There is no escape, then, from the conclusion that the legislature of this state possessed the power to authorize one to be tried in a county or a jurisdiction other than that in which the offense is committed.
Such being true, it would follow that the legislature was also authorized to confer upon corporation courts like power and authority to try cases coming within its jurisdiction but where the offense was committed outside the corporate limits..
The question, then, is whether the legislature has so provided.

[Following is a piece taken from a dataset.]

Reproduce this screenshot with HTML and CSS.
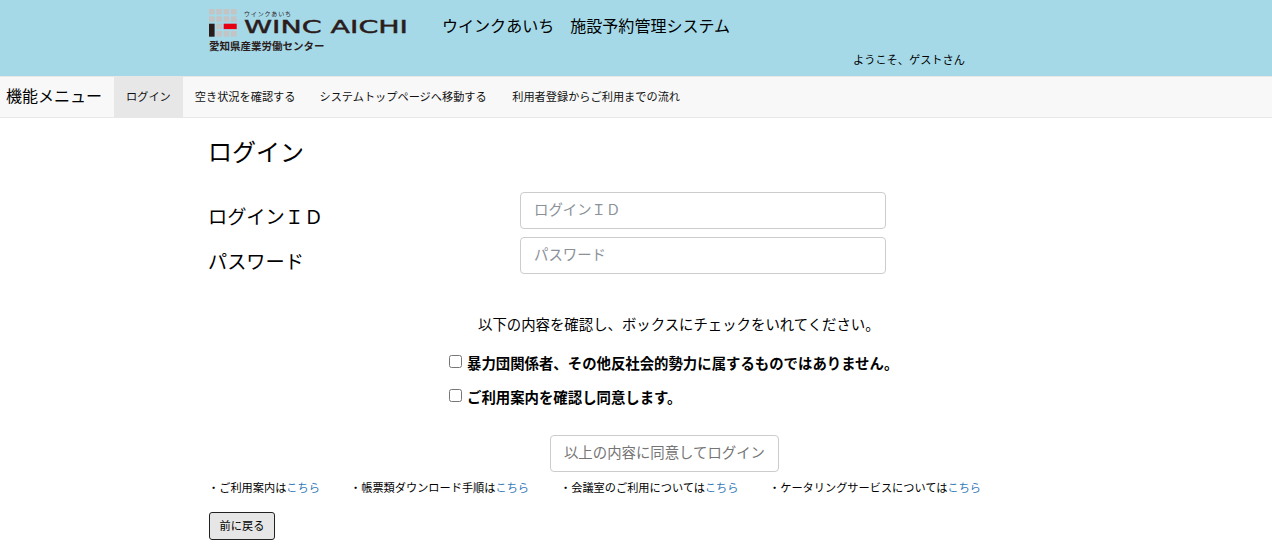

While it is true that the legislature of this state has not expressly so provided, no other conclusion but that it has done so may be drawn from that part of subd. 19 of Art. 1175, V.A.C.S.,- by which the City of Houston is expressly authorized to prohibit nuisances outside the city limits for a distance of five thousand feet.

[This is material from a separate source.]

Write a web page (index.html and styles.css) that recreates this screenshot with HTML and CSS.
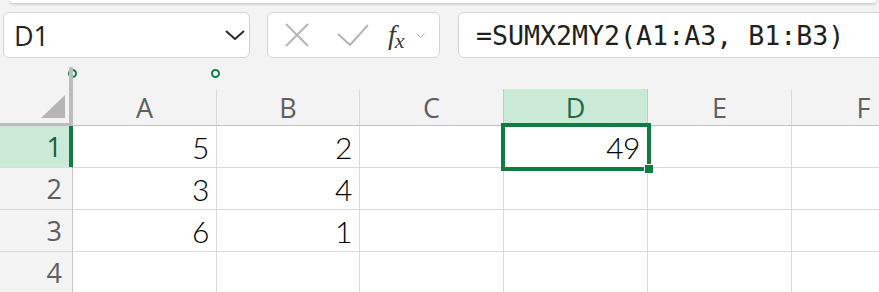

*664The right to prohibit such nuisances carries with it the right to do all things necessary to that end, which extends to prosecution and punishment in the courts having jurisdiction of such offense.
The ordinance making it unlawful to sell fireworks within five thousand feet of the boundary line of the City of Houston being valid, the corporation court of the City of Houston was a proper court in which a prosecution for a violation of that ordinance might be maintained.
From what has been said, it is apparent that the ordinance here involved is valid and the corporation court of the city of Houston is a proper forum in which violations of that ordinance might be determined.
To the extent expressed, the state’s motion for rehearing is granted.
It appearing, however, that the ordinance fixed no graduated punishment for a violation thereof but fixed a fine of $200 as the only punishment assessable thereunder, the punishment of a fine of $105, as here fixed, was not authorized by the ordinance, as suggested in our original opinion.
For this reason, the judgment of conviction cannot stand.
, The state’s motion for rehearing is granted . in part, and in part overruled; and the judgment of conviction is reversed and the cause is remanded.